DATA
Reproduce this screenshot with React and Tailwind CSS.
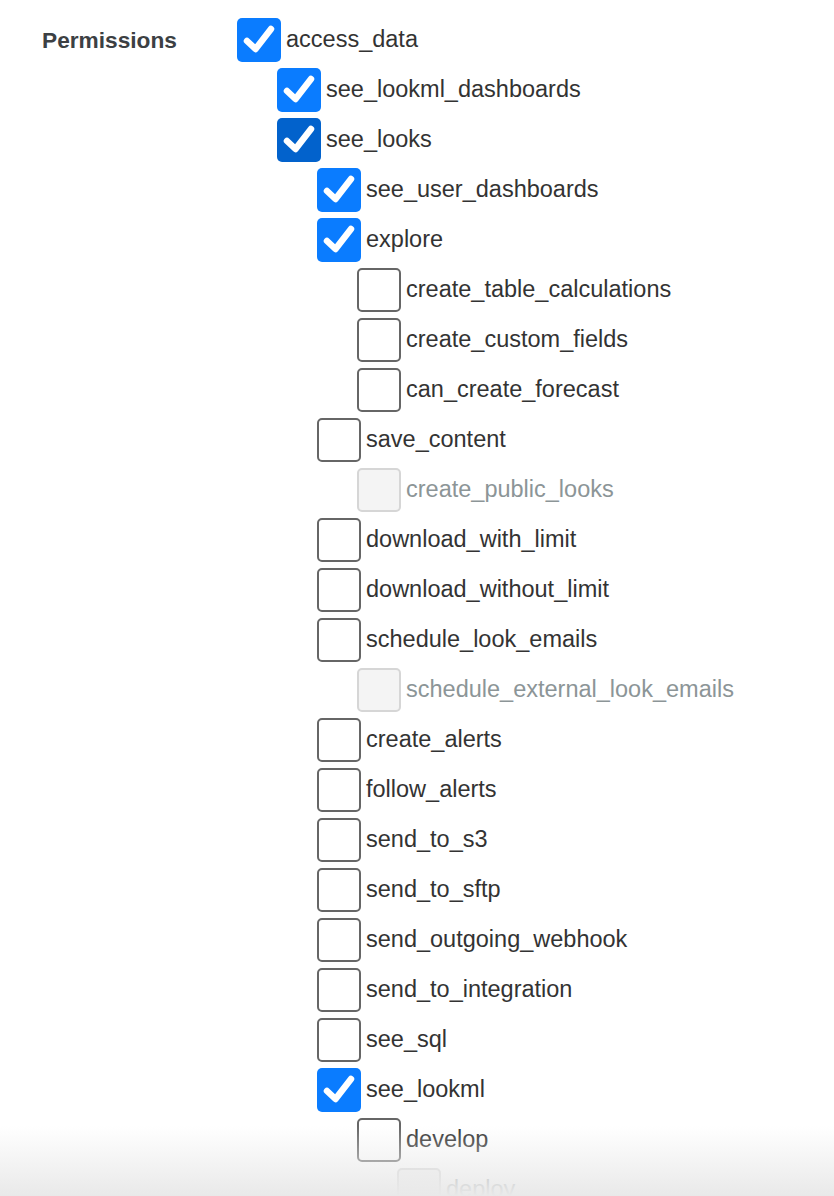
import React from "react";

const perms = [
  { name: "access_data", level: 0, state: "checked" },
  { name: "see_lookml_dashboards", level: 1, state: "checked" },
  { name: "see_looks", level: 1, state: "focused" },
  { name: "see_user_dashboards", level: 2, state: "checked" },
  { name: "explore", level: 2, state: "checked" },
  { name: "create_table_calculations", level: 3, state: "off" },
  { name: "create_custom_fields", level: 3, state: "off" },
  { name: "can_create_forecast", level: 3, state: "off" },
  { name: "save_content", level: 2, state: "off" },
  { name: "create_public_looks", level: 3, state: "disabled" },
  { name: "download_with_limit", level: 2, state: "off" },
  { name: "download_without_limit", level: 2, state: "off" },
  { name: "schedule_look_emails", level: 2, state: "off" },
  { name: "schedule_external_look_emails", level: 3, state: "disabled" },
  { name: "create_alerts", level: 2, state: "off" },
  { name: "follow_alerts", level: 2, state: "off" },
  { name: "send_to_s3", level: 2, state: "off" },
  { name: "send_to_sftp", level: 2, state: "off" },
  { name: "send_outgoing_webhook", level: 2, state: "off" },
  { name: "send_to_integration", level: 2, state: "off" },
  { name: "see_sql", level: 2, state: "off" },
  { name: "see_lookml", level: 2, state: "checked" },
  { name: "develop", level: 3, state: "off" },
  { name: "deploy", level: 4, state: "disabled" },
];

const indents = ["pl-0", "pl-[40px]", "pl-[80px]", "pl-[120px]", "pl-[160px]"];

function Box({ state }) {
  if (state === "checked" || state === "focused") {
    return (
      <span
        className={`flex h-[44px] w-[44px] shrink-0 items-center justify-center rounded-[5px] ${
          state === "focused" ? "bg-[#0262cc]" : "bg-[#0a7cff]"
        }`}
      >
        <svg width="44" height="44" viewBox="0 0 44 44">
          <path
            d="M10 23 L18.5 31 L34 11"
            fill="none"
            stroke="white"
            strokeWidth="6.5"
            strokeLinecap="round"
            strokeLinejoin="round"
          />
        </svg>
      </span>
    );
  }
  if (state === "disabled") {
    return (
      <span className="block h-[44px] w-[44px] shrink-0 rounded-[5px] border-2 border-[#d6d6d6] bg-[#f4f4f4]" />
    );
  }
  return (
    <span className="block h-[44px] w-[44px] shrink-0 rounded-[5px] border-2 border-[#666666] bg-white" />
  );
}

export default function App() {
  return (
    <div className="relative h-[1196px] overflow-hidden bg-white font-['Liberation_Sans',Arial,sans-serif]">
      <div className="flex pt-[18px]">
        <div className="w-[237px] shrink-0 pl-[42px]">
          <div className="flex h-[44px] items-center text-[22.7px] font-bold text-[#3c4043]">
            Permissions
          </div>
        </div>
        <ul className="flex flex-col gap-[6px]">
          {perms.map((p) => (
            <li key={p.name} className={`flex items-center gap-[5px] ${indents[p.level]}`}>
              <Box state={p.state} />
              <span
                className={`whitespace-nowrap text-[23.5px] leading-none ${
                  p.state === "disabled" ? "text-[#8c9597]" : "text-[#333333]"
                }`}
              >
                {p.name}
              </span>
            </li>
          ))}
        </ul>
      </div>
      <div className="pointer-events-none absolute inset-x-0 bottom-0 h-[70px] bg-linear-to-b from-white/0 to-[#e9e9e9]" />
    </div>
  );
}
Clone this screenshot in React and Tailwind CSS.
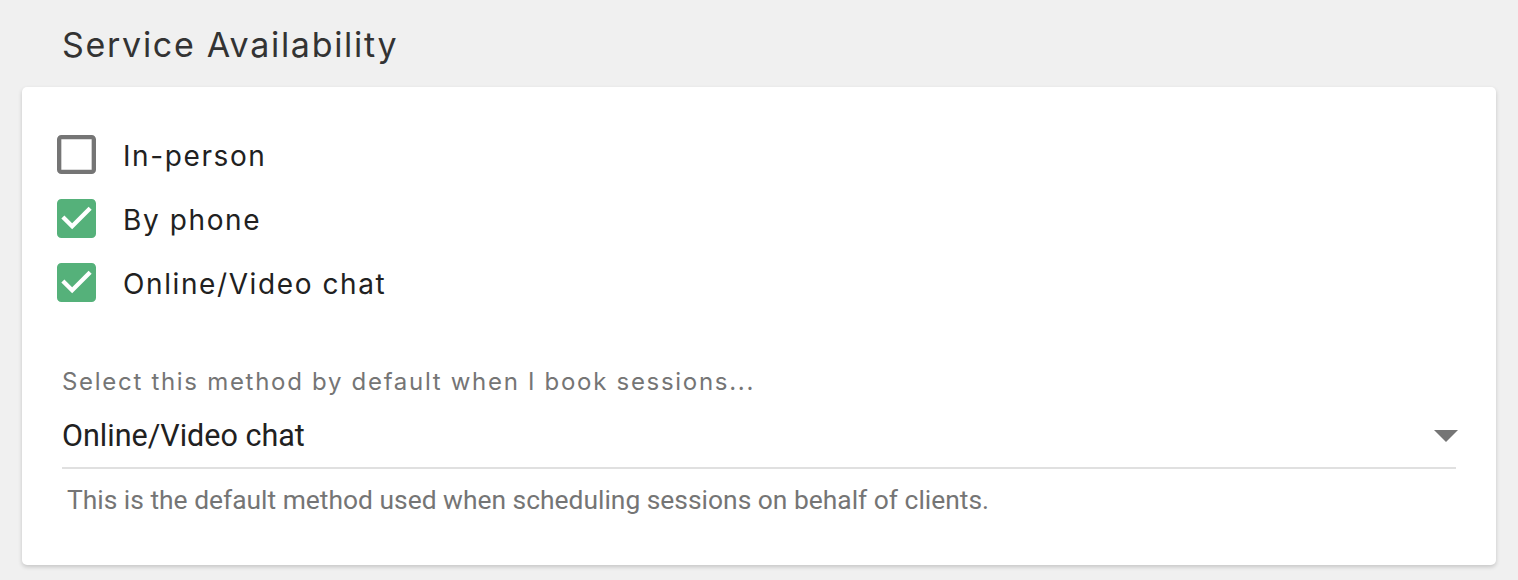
import React, { useState } from 'react';

const poppins = { fontFamily: 'Inter, "Noto Sans", sans-serif' };
const roboto = { fontFamily: 'Roboto, sans-serif' };

function Box({ checked }) {
  return (
    <svg width="39" height="39" viewBox="3 3 18 18" className="shrink-0" aria-hidden>
      {checked ? (
        <path
          d="M19 3H5c-1.11 0-2 .9-2 2v14c0 1.1.89 2 2 2h14c1.11 0 2-.9 2-2V5c0-1.1-.89-2-2-2zm-9 14l-5-5 1.41-1.41L10 14.17l7.59-7.59L19 8l-9 9z"
          fill="#55b17a"
        />
      ) : (
        <path
          d="M19 5v14H5V5h14m0-2H5c-1.1 0-2 .9-2 2v14c0 1.1.9 2 2 2h14c1.1 0 2-.9 2-2V5c0-1.1-.9-2-2-2z"
          fill="#757575"
        />
      )}
    </svg>
  );
}

export default function App() {
  const [opts, setOpts] = useState({ inPerson: false, phone: true, online: true });

  const items = [
    { id: 'inPerson', label: 'In-person' },
    { id: 'phone', label: 'By phone' },
    { id: 'online', label: 'Online/Video chat' },
  ];

  return (
    <div className="min-h-[580px] bg-[#f0f0f0] px-[22px] pt-[24px]">
      <h2 className="pl-[40px] text-[34px] leading-[42px] tracking-[1.7px] text-[#333333] font-normal" style={poppins}>
        Service Availability
      </h2>
      <div className="mt-[21px] bg-white rounded-[5px] shadow-[0_2px_4px_rgba(0,0,0,0.18)] px-[40px] pt-[48px] pb-[50px]">
        <div className="flex flex-col gap-[25px] -ml-[5px]">
          {items.map((it) => (
            <button
              key={it.id}
              type="button"
              onClick={() => setOpts((o) => ({ ...o, [it.id]: !o[it.id] }))}
              className="flex items-center gap-[27px] h-[39px] text-left"
            >
              <Box checked={opts[it.id]} />
              <span className="translate-y-[2px] text-[28px] leading-[39px] tracking-[1.6px] text-[#212121]" style={poppins}>
                {it.label}
              </span>
            </button>
          ))}
        </div>

        <p className="mt-[65px] text-[24px] leading-[30px] tracking-[1.7px] text-[#757575]" style={poppins}>
          Select this method by default when I book sessions...
        </p>
        <div
          className="mt-[16px] flex items-center justify-between border-b-2 border-[#e0e0e0] h-[56px] pb-[8px]"
          style={roboto}
        >
          <span className="text-[30.5px] text-[#212121]">Online/Video chat</span>
          <svg width="24" height="12" viewBox="0 0 24 12" className="mr-[-2px]" aria-hidden>
            <path d="M0 0h24L12 12z" fill="#757575" />
          </svg>
        </div>
        <p className="mt-[16px] pl-[5px] text-[26.4px] leading-[30px] text-[#757575]" style={roboto}>
          This is the default method used when scheduling sessions on behalf of clients.
        </p>
      </div>
    </div>
  );
}
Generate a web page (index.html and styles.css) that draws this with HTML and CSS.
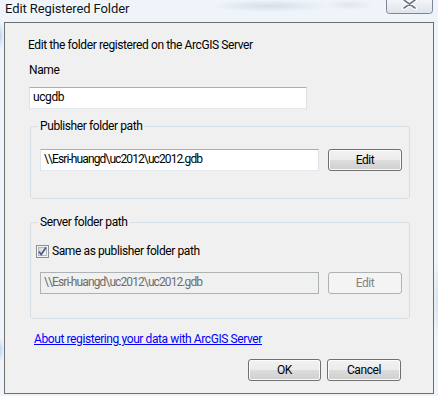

SET PROBLEM
The pictures in the entries should be left out; output everything else exactly.

WORKED SOLUTION
Reproduce this screenshot with React and Tailwind CSS.
import React from "react";

const perms = [
  { name: "access_data", level: 0, state: "checked" },
  { name: "see_lookml_dashboards", level: 1, state: "checked" },
  { name: "see_looks", level: 1, state: "focused" },
  { name: "see_user_dashboards", level: 2, state: "checked" },
  { name: "explore", level: 2, state: "checked" },
  { name: "create_table_calculations", level: 3, state: "off" },
  { name: "create_custom_fields", level: 3, state: "off" },
  { name: "can_create_forecast", level: 3, state: "off" },
  { name: "save_content", level: 2, state: "off" },
  { name: "create_public_looks", level: 3, state: "disabled" },
  { name: "download_with_limit", level: 2, state: "off" },
  { name: "download_without_limit", level: 2, state: "off" },
  { name: "schedule_look_emails", level: 2, state: "off" },
  { name: "schedule_external_look_emails", level: 3, state: "disabled" },
  { name: "create_alerts", level: 2, state: "off" },
  { name: "follow_alerts", level: 2, state: "off" },
  { name: "send_to_s3", level: 2, state: "off" },
  { name: "send_to_sftp", level: 2, state: "off" },
  { name: "send_outgoing_webhook", level: 2, state: "off" },
  { name: "send_to_integration", level: 2, state: "off" },
  { name: "see_sql", level: 2, state: "off" },
  { name: "see_lookml", level: 2, state: "checked" },
  { name: "develop", level: 3, state: "off" },
  { name: "deploy", level: 4, state: "disabled" },
];

const indents = ["pl-0", "pl-[40px]", "pl-[80px]", "pl-[120px]", "pl-[160px]"];

function Box({ state }) {
  if (state === "checked" || state === "focused") {
    return (
      <span
        className={`flex h-[44px] w-[44px] shrink-0 items-center justify-center rounded-[5px] ${
          state === "focused" ? "bg-[#0262cc]" : "bg-[#0a7cff]"
        }`}
      >
        <svg width="44" height="44" viewBox="0 0 44 44">
          <path
            d="M10 23 L18.5 31 L34 11"
            fill="none"
            stroke="white"
            strokeWidth="6.5"
            strokeLinecap="round"
            strokeLinejoin="round"
          />
        </svg>
      </span>
    );
  }
  if (state === "disabled") {
    return (
      <span className="block h-[44px] w-[44px] shrink-0 rounded-[5px] border-2 border-[#d6d6d6] bg-[#f4f4f4]" />
    );
  }
  return (
    <span className="block h-[44px] w-[44px] shrink-0 rounded-[5px] border-2 border-[#666666] bg-white" />
  );
}

export default function App() {
  return (
    <div className="relative h-[1196px] overflow-hidden bg-white font-['Liberation_Sans',Arial,sans-serif]">
      <div className="flex pt-[18px]">
        <div className="w-[237px] shrink-0 pl-[42px]">
          <div className="flex h-[44px] items-center text-[22.7px] font-bold text-[#3c4043]">
            Permissions
          </div>
        </div>
        <ul className="flex flex-col gap-[6px]">
          {perms.map((p) => (
            <li key={p.name} className={`flex items-center gap-[5px] ${indents[p.level]}`}>
              <Box state={p.state} />
              <span
                className={`whitespace-nowrap text-[23.5px] leading-none ${
                  p.state === "disabled" ? "text-[#8c9597]" : "text-[#333333]"
                }`}
              >
                {p.name}
              </span>
            </li>
          ))}
        </ul>
      </div>
      <div className="pointer-events-none absolute inset-x-0 bottom-0 h-[70px] bg-linear-to-b from-white/0 to-[#e9e9e9]" />
    </div>
  );
}
Clone this screenshot in React and Tailwind CSS.
import React, { useState } from 'react';

const poppins = { fontFamily: 'Inter, "Noto Sans", sans-serif' };
const roboto = { fontFamily: 'Roboto, sans-serif' };

function Box({ checked }) {
  return (
    <svg width="39" height="39" viewBox="3 3 18 18" className="shrink-0" aria-hidden>
      {checked ? (
        <path
          d="M19 3H5c-1.11 0-2 .9-2 2v14c0 1.1.89 2 2 2h14c1.11 0 2-.9 2-2V5c0-1.1-.89-2-2-2zm-9 14l-5-5 1.41-1.41L10 14.17l7.59-7.59L19 8l-9 9z"
          fill="#55b17a"
        />
      ) : (
        <path
          d="M19 5v14H5V5h14m0-2H5c-1.1 0-2 .9-2 2v14c0 1.1.9 2 2 2h14c1.1 0 2-.9 2-2V5c0-1.1-.9-2-2-2z"
          fill="#757575"
        />
      )}
    </svg>
  );
}

export default function App() {
  const [opts, setOpts] = useState({ inPerson: false, phone: true, online: true });

  const items = [
    { id: 'inPerson', label: 'In-person' },
    { id: 'phone', label: 'By phone' },
    { id: 'online', label: 'Online/Video chat' },
  ];

  return (
    <div className="min-h-[580px] bg-[#f0f0f0] px-[22px] pt-[24px]">
      <h2 className="pl-[40px] text-[34px] leading-[42px] tracking-[1.7px] text-[#333333] font-normal" style={poppins}>
        Service Availability
      </h2>
      <div className="mt-[21px] bg-white rounded-[5px] shadow-[0_2px_4px_rgba(0,0,0,0.18)] px-[40px] pt-[48px] pb-[50px]">
        <div className="flex flex-col gap-[25px] -ml-[5px]">
          {items.map((it) => (
            <button
              key={it.id}
              type="button"
              onClick={() => setOpts((o) => ({ ...o, [it.id]: !o[it.id] }))}
              className="flex items-center gap-[27px] h-[39px] text-left"
            >
              <Box checked={opts[it.id]} />
              <span className="translate-y-[2px] text-[28px] leading-[39px] tracking-[1.6px] text-[#212121]" style={poppins}>
                {it.label}
              </span>
            </button>
          ))}
        </div>

        <p className="mt-[65px] text-[24px] leading-[30px] tracking-[1.7px] text-[#757575]" style={poppins}>
          Select this method by default when I book sessions...
        </p>
        <div
          className="mt-[16px] flex items-center justify-between border-b-2 border-[#e0e0e0] h-[56px] pb-[8px]"
          style={roboto}
        >
          <span className="text-[30.5px] text-[#212121]">Online/Video chat</span>
          <svg width="24" height="12" viewBox="0 0 24 12" className="mr-[-2px]" aria-hidden>
            <path d="M0 0h24L12 12z" fill="#757575" />
          </svg>
        </div>
        <p className="mt-[16px] pl-[5px] text-[26.4px] leading-[30px] text-[#757575]" style={roboto}>
          This is the default method used when scheduling sessions on behalf of clients.
        </p>
      </div>
    </div>
  );
}
Generate a web page (index.html and styles.css) that draws this with HTML and CSS.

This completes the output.